The problem is most small business owners want to target the most generic of phrases i.e. “New Car” which has a huge amount of searches each month and so is very competitive and therefore a small business would have to invest a lot of time and money to achieve this. Often entry level SEO Companies will promise the earth when it comes to delivering phrases like this and will often give unrealistic time frames and unrealistic costs. The problem here is that it takes a small business 3-4 months sometimes to find out that these promises are unrealistic and therefore 3-4 months have been wasted not only from a cost point of view but from a lead generation / sales point of view.

There are other issues when it comes to targeting generic phrases like this in that even if a small business found a partner that could deliver these phrases in a timely fashion because they are so generic and because the search volumes are massive then the leads generated can often be very high. Just what the Doctor ordered you might think however the leads tend to be wildly different in quality from very early stage researchers, to clients ready to buy now and so unless you have the infrastructure, team and processes to qualify, filter and nurture all of these leads then many will get wasted.

So how does Google fit into this process?

There are typically three types of SEO Company:

Entry level SEO Companies who concentrate on very long tail phrases (very specific like “New Car for sale in the South of England”) which generate little if any searches and therefore little if any traffic and ultimately little if any leads / sales. These companies will typically concentrate on a little on page optimisation and very little if any link building.

Agency style optimisation companies – the agency model works very well with bigger blue chip companies who want a bespoke service have the time and money to invest on generating good quality generic phrases and have the people in house to manage and quantify the leads and enquiries.
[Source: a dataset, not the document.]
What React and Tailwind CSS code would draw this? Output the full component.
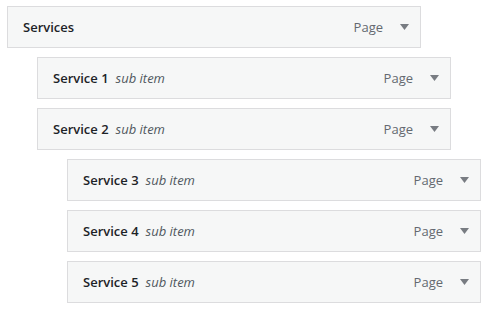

This type of model involves employing real quality SEO specialists who take a bespoke view on each client when it comes to their optimisation both online and offline. This model works well when a specialist has 5-10 accounts to work with and the company charge a lot of money for each project. This means that when Google makes changes to their algorithms they have the time and resource to make the changes necessary for each client. The problem with this model is when it is employed for small business owners because the company cannot charge a lot of money, therefore the SEO Specialist has to work on 60-100 plus clients and so even if success is achieved in the first instance when Google makes changes the SEO Specialist and company are incapable of coping and keeping up. The big problem here is that often the small business owner has come to rely on the traffic and sales from Google and if they lose these the impact can be massive.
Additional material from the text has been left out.